In the past, North Carolina’s expunction statutes provided a narrow path to relief, limiting expunctions to cases involving drug offenses committed before age 22, convictions for misdemeanors committed before age 18 and 21, and dismissals and acquittals. Beginning in 2009, the North Carolina General Assembly has given greater attention to this area of law, reorganizing and expanding the expunction statutes in recognition of the adverse impact of a criminal record on a person’s future. The opportunities for relief are greater, but a petitioner still must meet precise statutory conditions to succeed. See 2016 Expunctions Report [DPS and NCAOC Joint Report Pursuant to G.S. § 15A-160] (Sept. 1, 2016) (providing data on expunctions from 2010 to 2016; in fiscal year 2015–16, courts granted approximately 10,000 expunctions of dismissals but approximately 600 expunctions of convictions). The principal changes since 2009 are summarized below. Where these acts affect the specific criteria for an expunction, they are discussed later in this guide in connection with the type of expunction affected. (Legislation enacted before 2009 is summarized in Appendixes: Previous Legislation.)
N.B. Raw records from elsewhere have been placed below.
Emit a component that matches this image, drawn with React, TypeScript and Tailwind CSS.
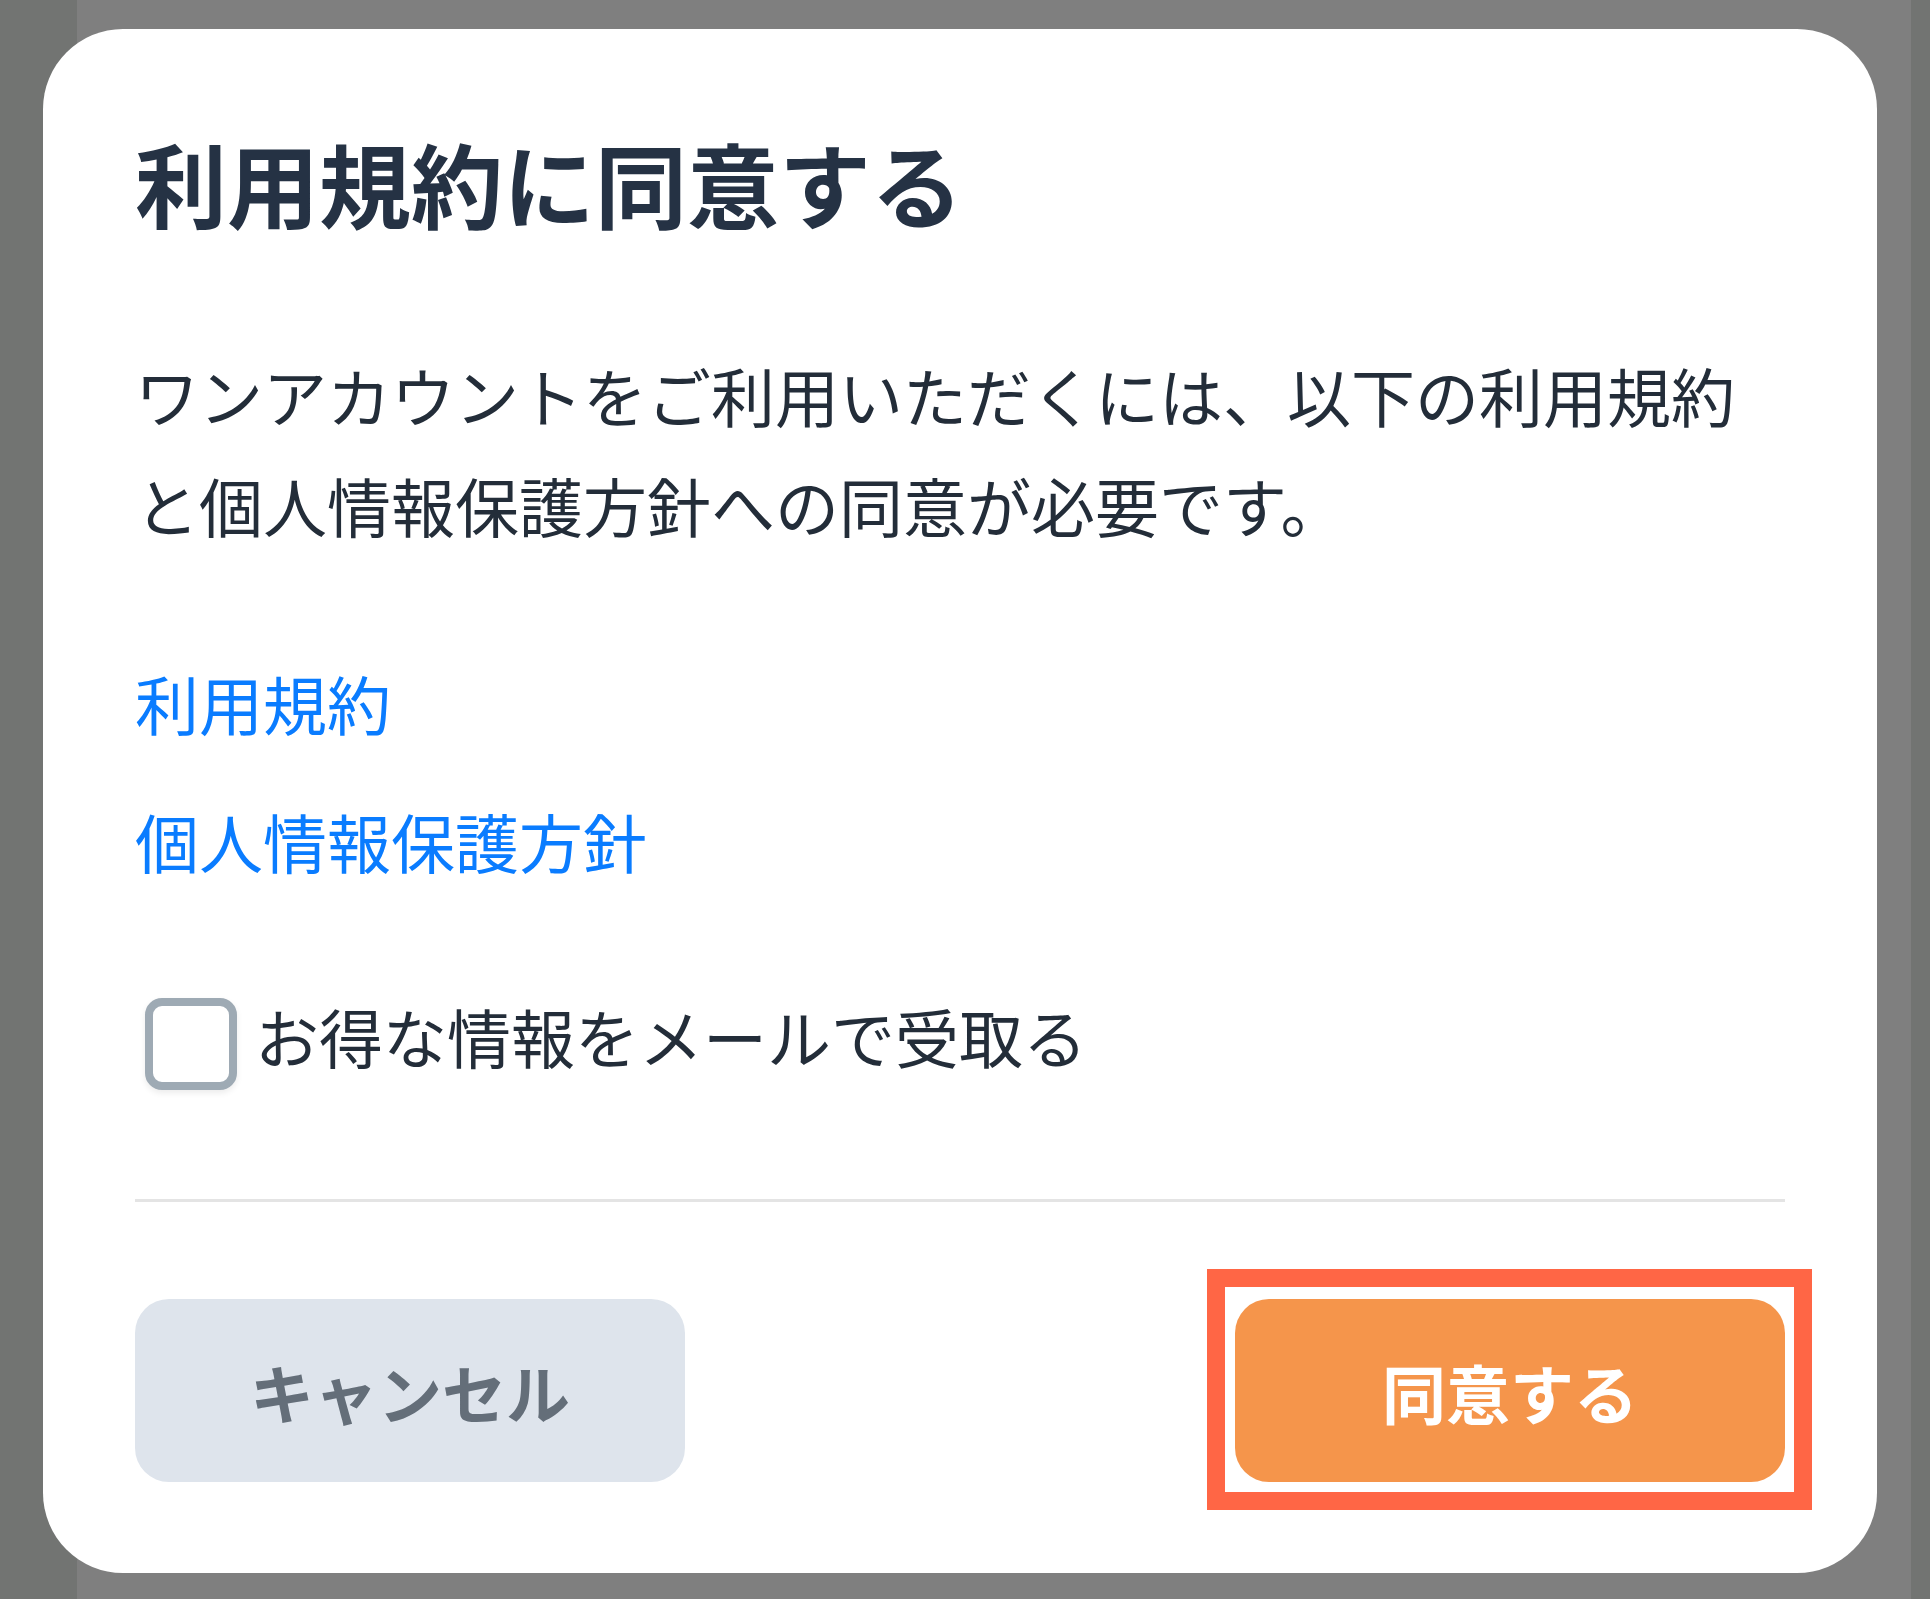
import { useState } from "react"

const font = { fontFamily: '"Noto Sans CJK JP", "Noto Sans", sans-serif' }

export default function App() {
  const [optIn, setOptIn] = useState(false)

  return (
    <main
      className="relative w-[1930px] h-[1599px] overflow-hidden bg-[#7f7f7f] pl-[43px] pt-[29px]"
      style={font}
    >
      {/* darker backdrop edges */}
      <div className="absolute left-0 top-0 h-full w-[77px] bg-[#727472]" />
      <div className="absolute right-0 top-0 h-full w-[19px] bg-[#727472]" />

      <div className="relative flex w-[1834px] h-[1544px] flex-col rounded-[80px] bg-white px-[92px] pt-[107px] pb-[91px]">
        <h1 className="text-[92px] font-bold leading-none text-[#253244]">利用規約に同意する</h1>

        <p className="mt-[111px] text-[64px] leading-[110px] text-[#232d39]">
          ワンアカウントをご利用いただくには、以下の利用規約と個人情報保護方針への同意が必要です。
        </p>

        <a href="#" className="mt-[88px] self-start text-[64px] leading-[110px] text-[#0a7cff]">
          利用規約
        </a>
        <a href="#" className="mt-[28px] self-start text-[64px] leading-[110px] text-[#0a7cff]">
          個人情報保護方針
        </a>

        <label className="mt-[85px] flex items-start gap-[18px] cursor-pointer">
          <button
            type="button"
            onClick={() => setOptIn(!optIn)}
            className="ml-[10px] mt-[18px] h-[92px] w-[92px] shrink-0 rounded-[17px] border-[8px] border-[#9eaab4] bg-white shadow-[0_3px_6px_rgba(0,0,0,0.08)]"
          />
          <span className="text-[64px] leading-[110px] text-[#232d39]">お得な情報をメールで受取る</span>
        </label>

        <div className="mt-[109px] h-[3px] w-full bg-[#e4e4e4]" />

        <div className="mt-[97px] flex justify-between">
          <button className="flex h-[183px] w-[550px] items-center justify-center rounded-[34px] bg-[#dee4ec] text-[64px] font-bold text-[#646e79]">
            キャンセル
          </button>
          <div className="relative">
            <button className="flex h-[183px] w-[550px] items-center justify-center rounded-[34px] bg-[#f5954b] text-[64px] font-bold text-white">
              同意する
            </button>
            <div className="pointer-events-none absolute -left-[28px] -top-[30px] -right-[27px] -bottom-[28px] border-[18px] border-[#ff6645]" />
          </div>
        </div>
      </div>
    </main>
  )
}
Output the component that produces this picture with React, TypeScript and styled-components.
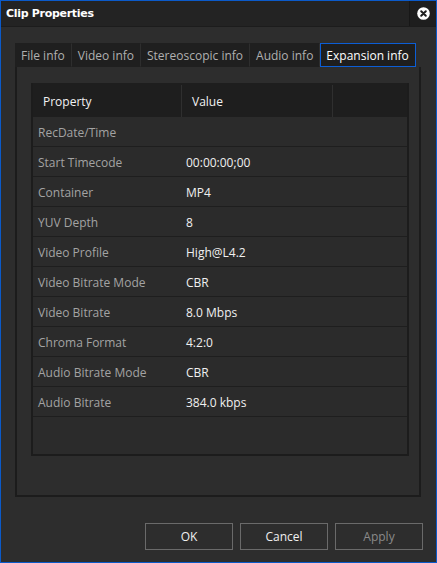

In 2009, the General Assembly enacted S.L. 2009-577 (H 1329), referred to in this guide as the 2009 Consolidation Act. The changes made by the 2009 Consolidation Act were primarily organizational. The legislation moved the substance of the expunction provisions from the statutes governing the particular offenses at issue—for example, the statutes on drug offenses in Chapter 90 of the General Statutes—to new statutes in Chapter 15A of the General Statutes, the chapter on criminal procedure. The legislation did not rewrite the substance of the expunction provisions. The new statutes retain most of the previous language, with each type of expunction in its own statute with its own requirements and procedures. A close comparison of the old and new provisions reveals some substantive changes, however, which are discussed in this guide in connection with the expunctions affected. The 2009 Consolidation Act took effect with expunction petitions filed on or after December 1, 2009, meaning that it applies whether the offense or conviction occurred before or after that date.[1]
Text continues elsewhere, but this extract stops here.